Large-scale civilian displacement — such as Lebanon's 800,000+ internally displaced — triggers both domestic and international legal frameworks on refugees and internally displaced persons (IDPs).

  • The 1951 Refugee Convention and its 1967 Protocol are the primary international instruments for refugee protection — they apply to cross-border refugees, not IDPs.
  • Internally Displaced Persons (IDPs) are governed by the UN's Guiding Principles on Internal Displacement (1998) — a soft law instrument, not a binding treaty.
  • UNHCR has both a protection mandate for refugees and an expanding operational role for IDPs (since 2005 mandate expansion).
  • Lebanon already hosted 1.5 million Syrian refugees (the world's highest per capita refugee concentration before the 2026 conflict) — the new displacement crisis layered onto this pre-existing burden.
  • IHL (Geneva Conventions Article 49 and Additional Protocol I Article 51) prohibits forced displacement of civilians unless necessary for their security.

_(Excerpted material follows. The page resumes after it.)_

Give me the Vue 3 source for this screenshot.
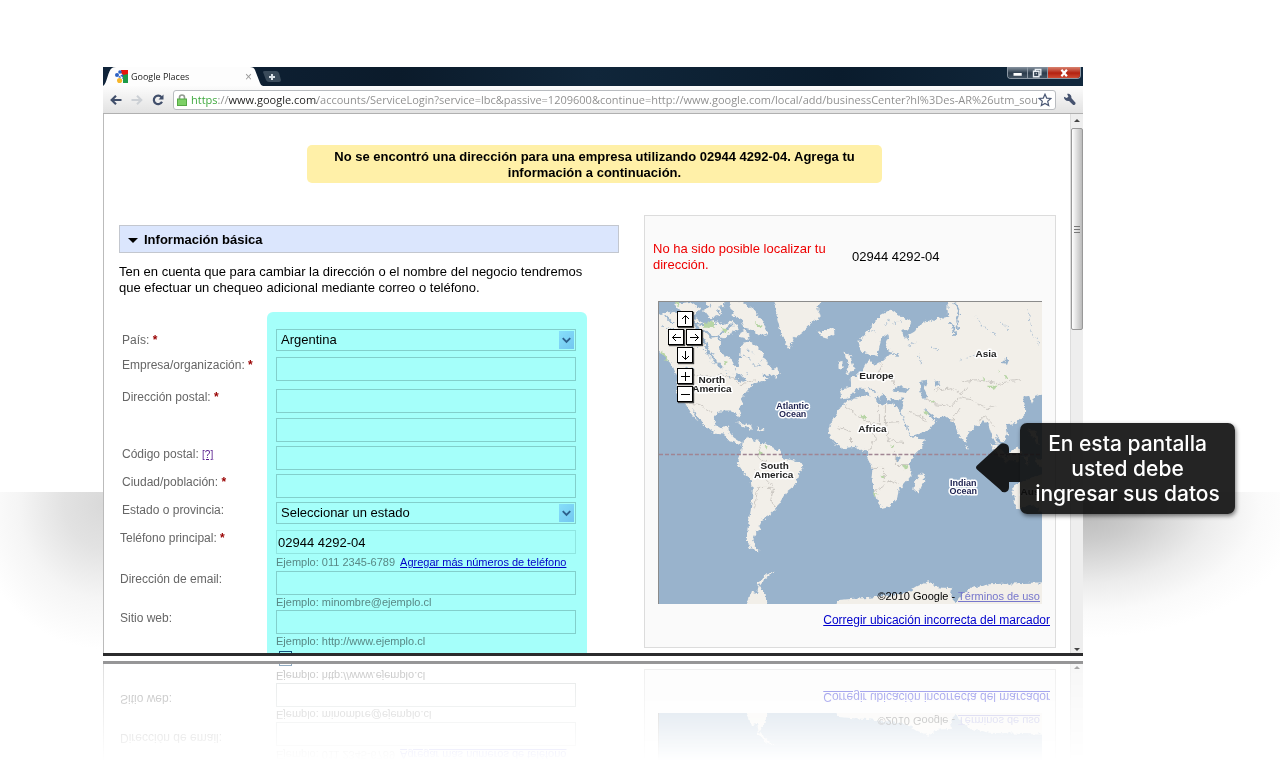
<script setup>
import { ref } from 'vue'

const url = ref('https://www.google.com/accounts/ServiceLogin?service=lbc&passive=1209600&continue=http://www.google.com/local/add/businessCenter?hl%3Des-AR%26utm_source')
const country = ref('Argentina')
const state = ref('Seleccionar un estado')
const phone = ref('02944 4292-04')
</script>

<template>
  <main class="stage">
    <div class="browser-wrap">
      <section class="browser">
        <header class="titlebar">
          <div class="tab">
            <svg class="tab-shape" viewBox="0 0 160 19" preserveAspectRatio="none" aria-hidden="true">
              <path d="M0 19 C4 17 5 3 9 1 Q10 0 13 0 H147 Q151 0 152 3 L157 16 Q158 19 160 19 Z" fill="#fdfdfd" />
            </svg>
            <svg class="favicon" viewBox="0 0 13 13" aria-hidden="true">
              <path d="M6 0h7v6H9L6 3z" fill="#e5150d" />
              <path d="M8 5l5-1v9H8z" fill="#1c9a48" />
              <circle cx="2" cy="5" r="2" fill="#2d62c4" />
              <circle cx="5" cy="2" r="1.800" fill="#2d62c4" />
              <path d="M3 7l5-3v5z" fill="#2d62c4" />
              <circle cx="4.600" cy="10.600" r="2.600" fill="#f6b52a" />
              <path d="M5 5l3 3-2 1z" fill="#fff" />
            </svg>
            <span class="tab-title">Google Places</span>
            <button class="tab-close" aria-label="Cerrar pestaña">×</button>
          </div>
          <button class="new-tab" aria-label="Nueva pestaña">
            <svg viewBox="0 0 18 11"><path d="M0 1Q0 0 2 0H13Q15 0 16 2L18 9Q18 11 16 11H6Q4 11 3 9Z" fill="#3a4b5b" /><path d="M9 3v6M6 6h6" stroke="#dbe2e8" stroke-width="2" /></svg>
          </button>
          <div class="win-buttons">
            <button aria-label="Minimizar"><svg viewBox="0 0 20 12"><path d="M6 7h9" stroke="#fff" stroke-width="3" /></svg></button>
            <button aria-label="Restaurar"><svg viewBox="0 0 20 12"><path d="M8 3V1.500h6v6h-2M6 3.500h6v6H6zM8.500 6h1" fill="none" stroke="#e8edf2" stroke-width="1.500" /></svg></button>
            <button class="close" aria-label="Cerrar"><svg viewBox="0 0 20 12"><path d="M7 2l6 7M13 2L7 9" stroke="#fff" stroke-width="2.400" /></svg></button>
          </div>
        </header>

        <nav class="toolbar">
          <button aria-label="Atrás"><svg viewBox="0 0 12 10"><path d="M11.500 5H2M6 .8L1.700 5 6 9.200" fill="none" stroke="#414f6b" stroke-width="2.200" /></svg></button>
          <button aria-label="Adelante"><svg viewBox="0 0 12 10"><path d="M.5 5H10M6 .8L10.300 5 6 9.200" fill="none" stroke="#ccd0d5" stroke-width="2" /></svg></button>
          <button aria-label="Recargar"><svg viewBox="0 0 12 12"><path d="M9.500 3.200A4.300 4.300 0 1 0 10 7.800" fill="none" stroke="#414f6b" stroke-width="2.200" /><path d="M6.500 5.500h5V.5z" fill="#414f6b" /></svg></button>
          <div class="address">
            <svg class="lock" viewBox="0 0 10 12" aria-hidden="true"><path d="M2.500 6V3.500a2.500 2.500 0 0 1 5 0V6" fill="none" stroke="#929b91" stroke-width="1.600" /><rect x=".5" y="5" width="9" height="6.500" fill="#7dd067" stroke="#55a846" /></svg>
            <input v-model="url" class="url" aria-label="Dirección web" spellcheck="false" />
            <button class="star" aria-label="Marcar página"><svg viewBox="0 0 14 14"><path d="M7 1.200l1.700 3.900 4.200.4-3.200 2.800 1 4.300L7 10.400l-3.700 2.200 1-4.300L1.100 5.500l4.200-.4z" fill="#fff" stroke="#4a5875" stroke-width="1.200" /></svg></button>
          </div>
          <button class="wrench" aria-label="Herramientas"><svg viewBox="0 0 14 14"><path d="M1 4L4 5.500 5.800 4 4.500 1C7 .5 9.500 2.500 9 5.500L13.500 10.500Q13.800 13 11 13L6.500 8.500C3.500 9 .8 7 1 4z" fill="#46536f" /></svg></button>
        </nav>

        <div class="viewport">
          <div class="page">
            <p class="notice">No se encontró una dirección para una empresa utilizando 02944 4292-04. Agrega tu información a continuación.</p>

            <div class="columns">
              <section class="basic">
                <h1><span class="caret"></span>Información básica</h1>
                <p class="note">Ten en cuenta que para cambiar la dirección o el nombre del negocio tendremos que efectuar un chequeo adicional mediante correo o teléfono.</p>

                <form @submit.prevent>
                  <div class="row country">
                    <label for="pais">País: <b>*</b></label>
                    <div class="field select">
                      <select id="pais" v-model="country"><option>Argentina</option></select>
                      <svg viewBox="0 0 16 18" aria-hidden="true"><path d="M4 7l4 4 4-4" /></svg>
                    </div>
                  </div>
                  <div class="row company">
                    <label for="empresa">Empresa/organización: <b>*</b></label>
                    <div class="field"><input id="empresa" type="text" /></div>
                  </div>
                  <div class="row postal">
                    <label for="direccion">Dirección postal: <b>*</b></label>
                    <div class="field">
                      <input id="direccion" type="text" />
                      <input type="text" class="line-two" aria-label="Dirección postal, segunda línea" />
                    </div>
                  </div>
                  <div class="row">
                    <div class="caption"><label for="codigo">Código postal:</label> <a class="help" href="#">[?]</a></div>
                    <div class="field"><input id="codigo" type="text" /></div>
                  </div>
                  <div class="row">
                    <label for="ciudad">Ciudad/población: <b>*</b></label>
                    <div class="field"><input id="ciudad" type="text" /></div>
                  </div>
                  <div class="row state">
                    <label for="estado">Estado o provincia:</label>
                    <div class="field select">
                      <select id="estado" v-model="state"><option>Seleccionar un estado</option></select>
                      <svg viewBox="0 0 16 18" aria-hidden="true"><path d="M4 7l4 4 4-4" /></svg>
                    </div>
                  </div>
                  <div class="row contact">
                    <label for="telefono">Teléfono principal: <b>*</b></label>
                    <div class="field">
                      <input id="telefono" v-model="phone" class="light" type="text" />
                      <p class="hint tall">Ejemplo: 011 2345-6789 <a href="#">Agregar más números de teléfono</a></p>
                    </div>
                  </div>
                  <div class="row contact">
                    <label for="email">Dirección de email:</label>
                    <div class="field">
                      <input id="email" type="text" />
                      <p class="hint">Ejemplo: minombre@ejemplo.cl</p>
                    </div>
                  </div>
                  <div class="row contact">
                    <label for="web">Sitio web:</label>
                    <div class="field">
                      <input id="web" type="text" />
                      <p class="hint">Ejemplo: http://www.ejemplo.cl</p>
                      <input type="checkbox" class="no-site" aria-label="Sin sitio web" />
                    </div>
                  </div>
                </form>
              </section>

              <aside class="panel">
                <div class="located">
                  <p class="error">No ha sido posible localizar tu dirección.</p>
                  <p>02944 4292-04</p>
                </div>
                <div class="map">
                  <svg class="world" viewBox="658 301 384 303" preserveAspectRatio="xMidYMid slice" role="img" aria-label="Mapa del mundo">
                    <defs>
                      <filter id="rough" x="0" y="0" width="100%" height="100%">
                        <feTurbulence type="fractalNoise" baseFrequency=".22" numOctaves="3" seed="4" result="n" />
                        <feDisplacementMap in="SourceGraphic" in2="n" scale="6" xChannelSelector="R" yChannelSelector="G" />
                      </filter>
                    </defs>
                    <rect x="650" y="295" width="400" height="320" fill="#99b3cc" />
                    <g filter="url(#rough)">
                      <rect x="640" y="290" width="420" height="330" fill="none" />
                      <g fill="#f2efe9">
                        <path d="M650 318L662 313 674 310 684 316 694 318 704 323 714 320 722 324 730 320 736 325 738 329 728 333 719 342 720 352 732 360 735 368 739 360 740 348 742 342 748 341 755 345 762 352 766 362 774 371 770 374 760 374 768 378 756 382 748 388 740 398 744 402 738 408 740 416 737 418 735 412 730 411 718 411 713 417 715 426 720 427 727 425 728 431 733 437 741 442 740 445 728 440 723 433 712 432 703 425 692 408 696 420 690 413 684 402 678 395 675 390 677 378 672 366 664 356 656 348Z" />
                        <path d="M673 303L690 301 700 308 694 314 682 312ZM703 309L718 304 722 314 710 318ZM705 300h20l-3 5-12 2zM728 298L742 301 752 308 762 320 767 333 760 335 752 329 744 327 740 318 732 314ZM742 329l8 4-4 6-8-2zM771 371l5-6 3 8-4 3z" />
                        <path d="M772 296L776 315 779 328 783 340 789 349 793 338 801 332 811 322 820 316 817 306 824 296Z" />
                        <path d="M817 331L823 330 833 328 834 333 827 337 820 335ZM844 352L849 354 852 362 855 369 845 373 848 366ZM838 362L843 361 843 368 838 369Z" />
                        <path d="M839 388L851 386 850 377 860 373 866 362 870 358 872 364 882 361 888 355 894 351 888 350 884 345 888 335 881 337 879 347 876 357 871 354 861 352 858 341 869 329 880 314 890 309 900 315 912 322 908 329 902 330 903 337 914 331 920 323 930 320 938 318 948 316 947 305 953 295H1055V389L1035 395 1032 403 1029 396 1022 397 1026 405 1026 413 1017 422 1006 424 1008 433 1003 443 996 435 998 446 992 436 988 423 983 421 975 426 968 432 966 442 960 438 957 428 953 421 945 416 935 417 924 408 929 416 936 420 928 430 912 436 908 428 902 415 901 407 903 399 893 398 887 400 882 391 880 399 874 389 866 385 879 395 874 399 863 388 856 388 850 396 841 398Z" />
                        <path d="M847 400L865 395 873 394 875 401 882 405 887 402 898 406 905 425 911 437 925 438 922 446 912 456 909 464 911 475 904 483 898 490 897 498 888 506 880 508 875 493 871 479 872 468 867 458 868 451 861 450 856 446 842 448 836 444 829 436 828 428 834 417 840 407Z" />
                        <path d="M922 472L924 480 918 493 914 490 915 480ZM965 444l3 4-2 2zM735 422l10 1 9 5-6 0zM756 427l9 2-6 2z" />
                        <path d="M742 441L747 437 755 441 765 442 772 448 778 450 783 458 800 461 803 466 798 473 795 484 785 492 780 501 774 509 769 515 762 519 758 529 754 534 752 543 759 550 751 549 746 540 747 526 750 510 752 490 751 480 743 472 736 462 740 453Z" />
                        <path d="M990 442l8 4 12 14-3 2-12-11zM1008 452l10-6 4 6-5 10-9-2zM1028 430l8 0 4 14-6-4zM1022 455h8l-3 10zM1034 458l14 3v9l-10-5zM1012 487L1024 480 1034 476 1050 472V520L1034 505 1016 509Z" />
                        <path d="M774 571L764 579 758 587 765 593 766 615H742L748 600 750 592 756 594 759 580 766 574ZM830 615L838 600 850 599 867 598 890 595 907 592 917 586 928 581 938 587 952 588 950 597 955 602 962 594 970 588 990 584 1017 583 1050 582V615Z" />
                      </g>
                      <g fill="#99b3cc">
                        <path d="M892 389l6-4 5 2 6 2-2 3-14-1zM920 381l7-1-3 8 4 9-6 1-2-8zM934 381l4-1 1 4-4 1zM1001 362l8-7-3 8zM893 353l5-1-3 3zM905 336l4-2-1 5zM733 373l7 2 6 5-5 1-7-4zM896 456l3 0 0 4-4-1zM700 334l3 4M706 350l4 5 4-2z" />
                        <path d="M888 333L884 344 889 351 882 360 876 360 878 350 881 338Z" />
                      </g>
                      <g fill="none" stroke="#99b3cc">
                        <path d="M955 302l4 9-3 8 2 10M949 321l5 6 1 8M703 329l7 7 7-1 5 6M694 323l14 2 9-3M700 333l8 18 13 17M750 304l10 8M664 314l8 8M716 309l12 14M690 318l7 10M668 330l10 2M720 333l12-10" stroke-width="2" />
                        <path d="M690 345l13 4 9 13 9 5M705 344l3 12M742 354l8 5M746 348l9 6M752 364l8 2M660 325l14 4 8-3 6 8M725 370l8 8 15-5M756 365l6-6M684 365l8 3" stroke-dasharray="3 3" />
                        <path d="M868 325l6 6M889 318l-4 7M893 322l8-2M908 345l8-4M918 355l4 9M930 345l8 5M976 315l6 11 14 8M1028 308l3 22 9 15M960 360l16-6M1000 320l10 10" stroke-dasharray="3 2" stroke-width=".8" />
                      </g>
                      <g fill="none" stroke="#c3bfba" stroke-width=".8">
                        <path d="M681 375h48l11 9 14-5M684 402l15 2 13 9M845 405l11 9 15 9 8 1V404M885 403v19l15-1M871 424l4 14-7 12M885 422l3 18 15 2M872 467h12v15l10-2M874 491l9-5M850 446v-15l-12-4M895 450v15l14 0M888 480l10 4M908 411l12 5 7 5M925 397l10 7 16 2 8-9 11 2 18 9 7-3M933 390l18-3 9 5 8-5M960 407l-8 13M977 421l8-5 10 10M962 381l16-2 18 4 25-4M863 377l14-2 4-12M877 376l12 0 6 8M760 443l-3 14 11 7M752 469l8 5 13 13-3 13M754 507l3-20 13 0M775 507l-5-8" />
                      </g>
                      <g fill="#b7d5a5">
                        <path d="M674 302h6l-2 4zM703 322l10-1 1 6-11 0zM719 327l9 2-3 4zM753 321l8 3-3 3zM660 350l4 3 3 7-4-2zM722 360l4 1-2 3zM757 450l5 2-3 3zM764 445l3 1-2 3zM860 414l6 2-3 3zM873 489l4 5-2 3zM903 465l5 2-3 3zM880 475l4 2-2 2zM983 376l2 3-3 0zM988 385l9 0-2 3-6-1zM997 369l2 1-1 2zM1005 374l3 2-3 1zM931 400l3 2-3 1zM924 411l4 1-2 3zM890 444l3 1-2 3z" />
                      </g>
                    </g>
                    <path d="M658 454h384" stroke="#a08593" stroke-width="1.500" stroke-dasharray="4 2" />
                    <g class="place" text-anchor="middle">
                      <text x="711" y="382">North</text><text x="711" y="391">America</text>
                      <text x="774" y="469">South</text><text x="773" y="478">America</text>
                      <text x="876" y="378">Europe</text><text x="986" y="356">Asia</text><text x="872" y="431">Africa</text>
                      <text x="1030" y="495">Aus</text>
                    </g>
                    <g class="place sea" text-anchor="middle">
                      <text x="792" y="408">Atlantic</text><text x="792" y="416">Ocean</text>
                      <text x="963" y="486">Indian</text><text x="963" y="494">Ocean</text>
                    </g>
                  </svg>
                  <div class="map-controls">
                    <button class="wide" aria-label="Arriba"><svg viewBox="0 0 13 13"><path d="M6.500 11V2.500M3 6l3.500-3.500L10 6" /></svg></button>
                    <button aria-label="Izquierda"><svg viewBox="0 0 13 13"><path d="M11 6.500H2.500M6 3L2.500 6.500 6 10" /></svg></button>
                    <button aria-label="Derecha"><svg viewBox="0 0 13 13"><path d="M2 6.500h8.500M7 3l3.500 3.500L7 10" /></svg></button>
                    <button class="wide" aria-label="Abajo"><svg viewBox="0 0 13 13"><path d="M6.500 2v8.500M3 7l3.500 3.500L10 7" /></svg></button>
                    <button class="wide zoom-in" aria-label="Acercar"><svg viewBox="0 0 13 13"><path d="M6.500 2v9M2 6.500h9" /></svg></button>
                    <button class="wide" aria-label="Alejar"><svg viewBox="0 0 13 13"><path d="M2 6.500h9" /></svg></button>
                  </div>
                  <p class="credits">©2010 Google - <a href="#">Términos de uso</a></p>
                </div>
                <a class="fix" href="#">Corregir ubicación incorrecta del marcador</a>
              </aside>
            </div>
          </div>
          <div class="scrollbar" aria-hidden="true">
            <i class="up"></i>
            <div class="thumb"><span></span></div>
            <i class="down"></i>
          </div>
        </div>
      </section>
      <div class="highlight"></div>
    </div>

    <aside class="callout">
      <svg viewBox="0 0 44 50" aria-hidden="true"><path d="M1 22.500L24 1.500Q26-.5 30 1 33 2 33 6V10H44V39H33V44Q33 48 30 49 26 50 24 46.500L1 26.500Q-1 24.500 1 22.500Z" /></svg>
      <p>En esta pantalla usted debe ingresar sus datos</p>
    </aside>
  </main>
</template>

<style>
body { background: #fff; }
</style>

<style scoped>
* { box-sizing: border-box; }
.stage {
  position: relative;
  min-height: 100vh;
  padding: 67px 197px 0 103px;
  overflow: hidden;
  font-family: "Liberation Sans", Arial, sans-serif;
  font-size: 13px;
  line-height: 16px;
  color: #000;
  background:
    radial-gradient(ellipse 130px 145px at 100% 12px, #d9d9d9 0, #e2e2e2 30%, #f5f5f5 65%, #fff 100%) 0 492px / 103px 170px no-repeat,
    radial-gradient(ellipse 220px 130px at 0 16px, #b8b8b8 0, #cbcbcb 25%, #ececec 58%, #fafafa 80%, #fff 100%) 100% 492px / 197px 180px no-repeat,
    #fff;
}
p, h1 { margin: 0; }
button { padding: 0; border: 0; background: none; font: inherit; cursor: pointer; }
button svg { display: block; }
.browser-wrap { position: relative; }
.browser {
  border-bottom: 3px solid #2b2b2d;
  background: #fff;
  -webkit-box-reflect: below 5px linear-gradient(transparent 83%, rgba(0, 0, 0, .5));
}

.titlebar { display: flex; height: 19px; background: linear-gradient(90deg, #10243a, #0b1b2b 30%, #10263a 50%, #0a1c2d 75%, #11283d); }
.tab { position: relative; display: flex; align-items: center; width: 160px; padding: 0 11px 0 12px; }
.tab-shape { position: absolute; inset: 0; width: 100%; height: 100%; }
.favicon { position: relative; width: 13px; height: 13px; }
.tab-title { position: relative; margin-left: 3px; font: 9px/16px "Open Sans", "Noto Sans", sans-serif; color: #222; }
.tab-close { position: relative; margin-left: auto; font-size: 12px; color: #999; }
.new-tab { width: 18px; height: 11px; margin: 4px 0 0; }
.win-buttons { display: flex; height: 12px; margin-left: auto; margin-right: 2px; border: 1px solid #8d99a5; border-top: 0; border-radius: 0 0 4px 4px; overflow: hidden; }
.win-buttons button { width: 20px; height: 12px; background: linear-gradient(#8793a0, #2c3c4c 50%, #4a5a69); border-right: 1px solid #8d99a5; }
.win-buttons svg { height: 11px; margin: 0 auto; }
.win-buttons .close { width: 32px; border: 0; background: linear-gradient(#d9836f, #b32211 50%, #d5543a); }

.toolbar { display: flex; align-items: center; height: 28px; padding: 0 7px; border-bottom: 1px solid #b0b0b0; background: linear-gradient(#fcfcfc, #e2e2e2); }
.toolbar > button { width: 12px; margin-right: 9px; }
.address { display: flex; flex: 1; align-items: center; min-width: 0; height: 20px; padding: 0 3px; border: 1px solid #b9bcc0; border-radius: 3px; background: #fff; }
.lock { flex: none; width: 10px; height: 12px; }
.url {
  flex: 1; min-width: 0; height: 18px; margin-left: 4px; padding: 0; border: 0; outline: 0;
  font: 11px/18px "Open Sans", "Noto Sans", sans-serif;
  color: transparent;
  background: linear-gradient(90deg, #35a535 0 26px, #8b8b8b 26px 37px, #1e1e1e 37px 126px, #8b8b8b 126px);
  -webkit-background-clip: text;
  background-clip: text;
}
.star { width: 14px; height: 14px; }
.toolbar > .wrench { width: 13px; margin: 0 0 0 7px; }

.viewport { display: flex; height: calc(100vh - 233px); min-height: 539px; overflow: hidden; border-left: 1px solid #bbb; }
.page { flex: 1; min-width: 0; padding: 31px 14px 0 15px; }
.notice { margin: 0 174px 32px 188px; padding: 4px 16px 2px; border-radius: 5px; background: #fff0a8; font-weight: bold; text-align: center; }
.columns { display: grid; grid-template-columns: 500fr 412fr; gap: 25px; align-items: start; }
.basic { padding-top: 10px; }
h1 { display: flex; align-items: center; height: 28px; padding: 2px 0 0 8px; border: 1px solid #c3c7cf; background: #dbe6fd; font-size: 13px; }
.caret { width: 0; margin-right: 6px; border: 5px solid transparent; border-top-color: #000; border-bottom: 0; }
.note { max-width: 480px; margin: 11px 0 33px; }

.row { display: flex; margin-bottom: 4px; padding-left: 3px; }
.row > label, .caption { flex: 0 0 154px; font-size: 12px; color: #666; white-space: nowrap; }
.row b { color: #900; font-size: 12px; }
.help { font-size: 10px; color: #551a8b; }
.row.country { margin-bottom: 6px; }
.country > label { padding-top: 3px; }
.row.company { margin-bottom: 8px; }
.row.state { margin-bottom: 6px; }
.row.contact { margin: 0; padding-left: 1px; }
.contact > label { flex-basis: 156px; }
.field { position: relative; width: 300px; }
.field input[type="text"] { display: block; width: 100%; height: 24px; padding: 0 1px; border: 1px solid #c9cfcf; background: transparent; font: inherit; outline: 0; }
.field input.light { border-color: #dde5e5; }
.field input.line-two { margin-top: 5px; }
.field select { display: block; width: 100%; height: 22px; padding: 0 20px 0 4px; border: 1px solid #c9cfcf; border-radius: 0; background: transparent; appearance: none; font: inherit; font-size: 13px; color: #000; }
.select svg { position: absolute; top: 2px; right: 2px; width: 15px; height: 18px; background: linear-gradient(135deg, #cfdfff, #b1c6f5); pointer-events: none; }
.select path { fill: none; stroke: #45608f; stroke-width: 2; }
.hint { height: 15px; line-height: 15px; font-size: 11px; color: #888; white-space: nowrap; }
.hint.tall { height: 17px; line-height: 16px; }
.hint a { margin-left: 2px; }
a { color: #0000cc; }
.no-site { display: block; width: 13px; height: 13px; margin: 2px 3px; border: 1px solid #1c5180; background: #fff; appearance: none; }

.panel { height: 433px; border: 1px solid #dcdcdc; background: #fafafa; padding: 25px 13px 0; }
.located { display: flex; align-items: center; gap: 18px; margin-left: -5px; }
.error { width: 181px; color: #e00; }
.map { position: relative; margin-top: 28px; height: 303px; border: 1px solid #8b8b8b; border-right: 0; border-bottom: 0; }
.world { display: block; width: 100%; height: 100%; }
.place { font: bold 10px "Liberation Sans", Arial, sans-serif; fill: #222; stroke: #fff; stroke-width: 3px; stroke-linejoin: round; paint-order: stroke; }
.sea { font-size: 9px; fill: #1d2250; }
.map-controls { position: absolute; left: 9px; top: 9px; display: grid; grid-template-columns: 16px 16px; gap: 2px; }
.map-controls button { width: 16px; height: 16px; padding: 1px; border: 1px solid #000; background: #fff; box-shadow: 1px 1px 1px #444; }
.map-controls .wide { grid-column: 1 / 3; justify-self: center; }
.map-controls .zoom-in { margin-top: 3px; }
.map-controls svg { width: 13px; height: 13px; fill: none; stroke: #000; stroke-width: 1; }
.credits { position: absolute; right: 2px; bottom: 0; font-size: 11px; }
.credits a { color: #7777cc; }
.fix { display: block; margin: 8px -8px 0 0; text-align: right; white-space: nowrap; font-size: 12px; }

.scrollbar { display: flex; flex-direction: column; align-items: center; flex: 0 0 13px; border-left: 1px solid #ddd; background: #eee; }
.scrollbar i { border: 3px solid transparent; }
.scrollbar .up { margin: 5px 0 6px; border-bottom-color: #444; border-top: 0; }
.scrollbar .down { margin: auto 0 2px; border-top-color: #444; border-bottom: 0; }
.thumb { display: grid; place-items: center; width: 12px; height: 202px; border: 1px solid #999; border-radius: 2px; background: linear-gradient(90deg, #fff, #ddd 50%, #bbb); }
.thumb span { width: 6px; height: 7px; background: repeating-linear-gradient(#777 0 1px, transparent 1px 3px); }

.highlight { position: absolute; left: 164px; top: 245px; bottom: 3px; width: 320px; border-radius: 6px 6px 0 0; background: #a5fffa; mix-blend-mode: multiply; pointer-events: none; }

.callout { position: absolute; right: 45px; top: 423px; width: 215px; padding: 8px 13px; border-radius: 7px; background: rgba(12, 12, 12, .9); color: #fff; box-shadow: 1px 2px 4px rgba(0, 0, 0, .5); font: 500 21px/25px Inter, "Open Sans", sans-serif; text-align: center; }
.callout svg { position: absolute; right: 100%; top: 20px; width: 44px; height: 50px; fill: rgba(12, 12, 12, .92); }
</style>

Connection to this news: Lebanon's displacement crisis tests international humanitarian response capacity in a state already burdened by Syrian refugees, economic collapse, and now a new armed conflict — all elements UPSC tests in questions on humanitarian crises and multilateral institutions.

Key Facts & Data

  • Israeli strike on Beirut's Ramlet al-Baida seafront: 8 killed, 21 wounded.
  • Lebanon displacement: 800,000+ at time of report; exceeded 1 million by late March 2026.
  • UNIFIL strength (February 2026): 7,538 peacekeepers from 48 countries; India contributes 642 (4th largest).
  • Hezbollah classified as terrorist organisation by: US, EU, UK, Arab League, Israel.
  • UNSCR 1701 (August 11, 2006): mandated Hezbollah withdrawal south of Litani River; UNIFIL enhanced to 15,000 troops.
  • Lebanon previously hosted ~1.5 million Syrian refugees — highest per capita globally.
  • UNIFIL final mandate: Resolution 2790 (2025), extended until December 31, 2026.